Director: Terence Davies
Year Released: 2000
I still love Davies' style - slow, pensive camera, lingering shots - but I can't say the same about the story, which seems so familiar (Merchant-Ivory familiar, if I may be so explicit). Tragic heroine Lily (Gillian Anderson) can't find the right suitor to marry - some she finds too boorish, others, simply not her type - and society reacts negatively to her outsider status. Many strange events creep up to cause problems - Laura Linney's character, a hypocrite who runs around, turns the tables on her, accusing Lily of being with her husband, Dan Ackroyd wants her as his little lust-toy - forcing her to revoke her upper-class status and descend rank-wise to "mingle" with the poor (How tragic! She might actually have to sew something!), bringing on, naturally, drug addiction. At least Wilde's An Ideal Husband is cute in parts - this is boorish-cerebral, without much to hold on to.
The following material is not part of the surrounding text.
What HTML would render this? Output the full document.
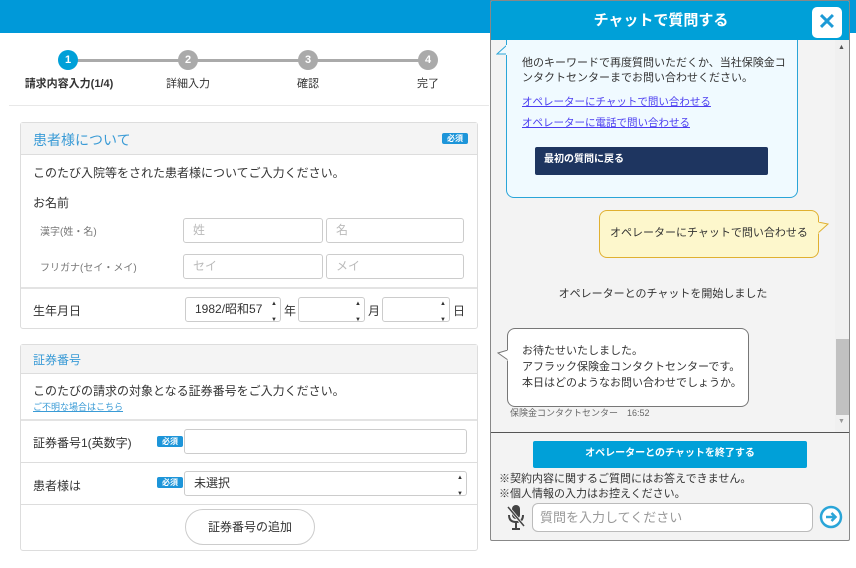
<!DOCTYPE html>
<html><head><meta charset="utf-8"><style>
*{box-sizing:border-box;margin:0;padding:0}
body{width:856px;height:568px;position:relative;overflow:hidden;background:#fff;font-family:"Liberation Sans","Noto Sans CJK JP",sans-serif;font-size:12px;color:#333}
.a{position:absolute}
.circ{position:absolute;width:20px;height:20px;border-radius:50%;background:#aaa;color:#fff;font-size:11px;font-weight:bold;text-align:center;line-height:20px}
.lbl{position:absolute;font-size:11px;color:#333;transform:translateX(-50%);white-space:nowrap}
.card{position:absolute;left:20px;width:458px;border:1px solid #ddd;border-radius:3px;background:#fff}
.inp{position:absolute;border:1px solid #ccc;border-radius:3px;background:#fff;font-size:12px;color:#bbb;padding-left:9px;line-height:23px}
.req{position:absolute;background:#1d95d9;color:#fff;font-size:8px;font-weight:bold;width:26px;height:11px;line-height:11px;text-align:center;border-radius:2px}
.hr{position:absolute;left:0;right:0;height:1px;background:#ddd}
.spin{position:absolute;right:3px;font-size:6px;color:#333;line-height:8px}
</style></head><body>
<div class="a" style="left:0;top:0;width:856px;height:33px;background:#0099d9"></div>
<div class="a" style="left:68px;top:59px;width:360px;height:3px;background:#aaa"></div>
<div class="circ" style="left:58px;top:50px;background:#00a0d8">1</div>
<div class="circ" style="left:178px;top:50px">2</div>
<div class="circ" style="left:298px;top:50px">3</div>
<div class="circ" style="left:418px;top:50px">4</div>
<div class="lbl" style="left:69px;top:75px;font-weight:bold">請求内容入力(1/4)</div>
<div class="lbl" style="left:188px;top:75px">詳細入力</div>
<div class="lbl" style="left:308px;top:75px">確認</div>
<div class="lbl" style="left:428px;top:75px">完了</div>
<div class="a" style="left:9px;top:105px;width:480px;height:1px;background:#e8e8e8"></div>
<div class="card" style="top:122px;height:207px">
 <div class="a" style="left:0;top:0;right:0;height:32px;background:#f4f4f4;border-bottom:1px solid #ddd"></div>
 <div class="a" style="left:12px;top:7px;font-size:14px;color:#3a9bd6">患者様について</div>
 <div class="req" style="left:421px;top:10px">必須</div>
 <div class="a" style="left:12px;top:41px">このたび入院等をされた患者様についてご入力ください。</div>
 <div class="a" style="left:12px;top:71px">お名前</div>
 <div class="a" style="left:19px;top:100px;font-size:10px;color:#777">漢字(姓・名)</div>
 <div class="inp" style="left:162px;top:95px;width:140px;height:25px">姓</div>
 <div class="inp" style="left:305px;top:95px;width:138px;height:25px">名</div>
 <div class="a" style="left:19px;top:136px;font-size:10px;color:#777">フリガナ(セイ・メイ)</div>
 <div class="inp" style="left:162px;top:131px;width:140px;height:25px">セイ</div>
 <div class="inp" style="left:305px;top:131px;width:138px;height:25px">メイ</div>
 <div class="hr" style="top:164px;height:2px;background:#e3e3e3"></div>
 <div class="a" style="left:12px;top:179px">生年月日</div>
 <div class="inp" style="left:164px;top:174px;width:96px;height:25px;color:#333">1982/昭和57<span class="spin" style="top:2px">▲<br><br>▼</span></div>
 <div class="a" style="left:263px;top:179px">年</div>
 <div class="inp" style="left:277px;top:174px;width:67px;height:25px"><span class="spin" style="top:2px">▲<br><br>▼</span></div>
 <div class="a" style="left:347px;top:179px">月</div>
 <div class="inp" style="left:361px;top:174px;width:68px;height:25px"><span class="spin" style="top:2px">▲<br><br>▼</span></div>
 <div class="a" style="left:432px;top:179px">日</div>
</div>
<div class="card" style="top:344px;height:207px">
 <div class="a" style="left:0;top:0;right:0;height:29px;background:#f4f4f4;border-bottom:1px solid #ddd"></div>
 <div class="a" style="left:12px;top:6px;color:#3a9bd6">証券番号</div>
 <div class="a" style="left:12px;top:37px">このたびの請求の対象となる証券番号をご入力ください。</div>
 <div class="a" style="left:12px;top:55px;font-size:9px;color:#3a9bd6;text-decoration:underline">ご不明な場合はこちら</div>
 <div class="hr" style="top:74px;height:2px;background:#e3e3e3"></div>
 <div class="a" style="left:12px;top:89px">証券番号1(英数字)</div>
 <div class="req" style="left:136px;top:91px">必須</div>
 <div class="inp" style="left:163px;top:84px;width:283px;height:25px"></div>
 <div class="hr" style="top:117px"></div>
 <div class="a" style="left:12px;top:132px">患者様は</div>
 <div class="req" style="left:136px;top:132px">必須</div>
 <div class="inp" style="left:163px;top:126px;width:283px;height:25px;color:#333">未選択<span class="spin" style="top:2px">▲<br><br>▼</span></div>
 <div class="hr" style="top:159px"></div>
 <div class="a" style="left:164px;top:164px;width:130px;height:36px;border:1px solid #ccc;border-radius:18px;text-align:center;line-height:34px">証券番号の追加</div>
</div>
<div class="a" style="left:490px;top:0;width:360px;height:541px;border:1px solid #888;border-radius:2px;background:#f3f3f3;overflow:hidden">
 <div class="a" style="left:344px;top:39px;width:14px;height:392px;background:#f0f0f0"></div>
 <div class="a" style="left:345px;top:338px;width:13px;height:76px;background:#c1c1c1"></div>
 <div class="a" style="left:347px;top:43px;font-size:7px;color:#555">▲</div>
 <div class="a" style="left:347px;top:417px;font-size:7px;color:#999">▼</div>
 <div class="a" style="left:15px;top:20px;width:292px;height:177px;background:#f0faff;border:1px solid #2aa5d8;border-radius:8px"></div>
 <svg class="a" style="left:5px;top:44px" width="12" height="12"><path d="M11 0L1 9L11 9" fill="#f0faff" stroke="#2aa5d8"/><rect x="10" y="0" width="3" height="10" fill="#f0faff"/></svg>
 <div class="a" style="left:0;top:0;right:0;height:39px;background:#00a0d8;color:#fff;font-size:15px;font-weight:bold;text-align:center;line-height:39px;padding-right:18px">チャットで質問する</div>
 <div class="a" style="left:321px;top:6px;width:30px;height:31px;background:#fff;border-radius:5px;color:#1d9ad6;font-size:22px;text-align:center;line-height:30px;font-weight:bold">✕</div>
 <div class="a" style="left:31px;top:55px;font-size:11px;line-height:15px;color:#333">他のキーワードで再度質問いただくか、当社保険金コ<br>ンタクトセンターまでお問い合わせください。</div>
 <div class="a" style="left:31px;top:93px;font-size:10.5px;color:#4a3cf0;text-decoration:underline">オペレーターにチャットで問い合わせる</div>
 <div class="a" style="left:31px;top:114px;font-size:10.5px;color:#4a3cf0;text-decoration:underline">オペレーターに電話で問い合わせる</div>
 <div class="a" style="left:44px;top:146px;width:233px;height:28px;background:#1e3560;border-radius:2px;color:#fff;font-size:10px;font-weight:bold;line-height:26px;padding-left:9px">最初の質問に戻る</div>
 <div class="a" style="left:108px;top:209px;width:220px;height:48px;background:#fdf7cc;border:1px solid #e0b030;border-radius:8px;text-align:center;line-height:45px;font-size:11px">オペレーターにチャットで問い合わせる</div>
 <svg class="a" style="left:327px;top:221px" width="12" height="12"><path d="M0 0L10 2L0 11" fill="#fdf7cc" stroke="#e0b030"/><rect x="-2" y="0" width="2.5" height="12" fill="#fdf7cc"/></svg>
 <div class="a" style="left:0;width:344px;top:284px;text-align:center;font-size:11px">オペレーターとのチャットを開始しました</div>
 <div class="a" style="left:16px;top:327px;width:242px;height:79px;background:#fff;border:1px solid #777;border-radius:8px"></div>
 <svg class="a" style="left:6px;top:349px" width="12" height="12"><path d="M11 0L1 3L11 10" fill="#fff" stroke="#777"/><rect x="10.5" y="0" width="3" height="11" fill="#fff"/></svg>
 <div class="a" style="left:31px;top:342px;font-size:11px;line-height:16px">お待たせいたしました。<br>アフラック保険金コンタクトセンターです。<br>本日はどのようなお問い合わせでしょうか。</div>
 <div class="a" style="left:19px;top:405px;font-size:9px;color:#666">保険金コンタクトセンター　16:52</div>
 <div class="a" style="left:0;right:0;top:431px;height:1px;background:#555"></div>
 <div class="a" style="left:42px;top:440px;width:274px;height:27px;background:#00a0d8;border-radius:2px;color:#fff;font-size:10px;font-weight:bold;text-align:center;line-height:26px">オペレーターとのチャットを終了する</div>
 <div class="a" style="left:8px;top:471px;font-size:11px;line-height:15px">※契約内容に関するご質問にはお答えできません。<br>※個人情報の入力はお控えください。</div>
 <svg class="a" style="left:15px;top:503px" width="20" height="27" viewBox="0 0 20 27"><rect x="6" y="1" width="8" height="14" rx="4" fill="#444"/><path d="M3 11q0 7 7 7q7 0 7-7M10 18v6M6 25h8" stroke="#444" stroke-width="2" fill="none"/><path d="M2 3L18 22" stroke="#f3f3f3" stroke-width="3"/><path d="M2 3L18 22" stroke="#444" stroke-width="1.5"/></svg>
 <div class="a" style="left:41px;top:502px;width:281px;height:29px;background:#fff;border:1px solid #bbb;border-radius:6px;font-size:13px;color:#999;line-height:27px;padding-left:7px">質問を入力してください</div>
 <svg class="a" style="left:328px;top:504px" width="24" height="24" viewBox="0 0 24 24"><circle cx="12" cy="12" r="10" fill="#fff" stroke="#2aa5d8" stroke-width="2.5"/><path d="M7 12h9M12.5 8l4 4-4 4" stroke="#2aa5d8" stroke-width="2.5" fill="none"/></svg>
</div>
</body></html>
Anyone who says Anderson's performance is weak needs to re-evaluate what he/she considers a good performance to be, but I must add that the film is over praised in the elitist film circles - it's much too long, familiar (as I said before) and unremitting in its desire to cause its lead to suffer (and in her own willingness to suffer - at what point does logic enter the picture? Just find someone, I kept thinking). Anthony LaPaglia is fantastic as a crafty businessman.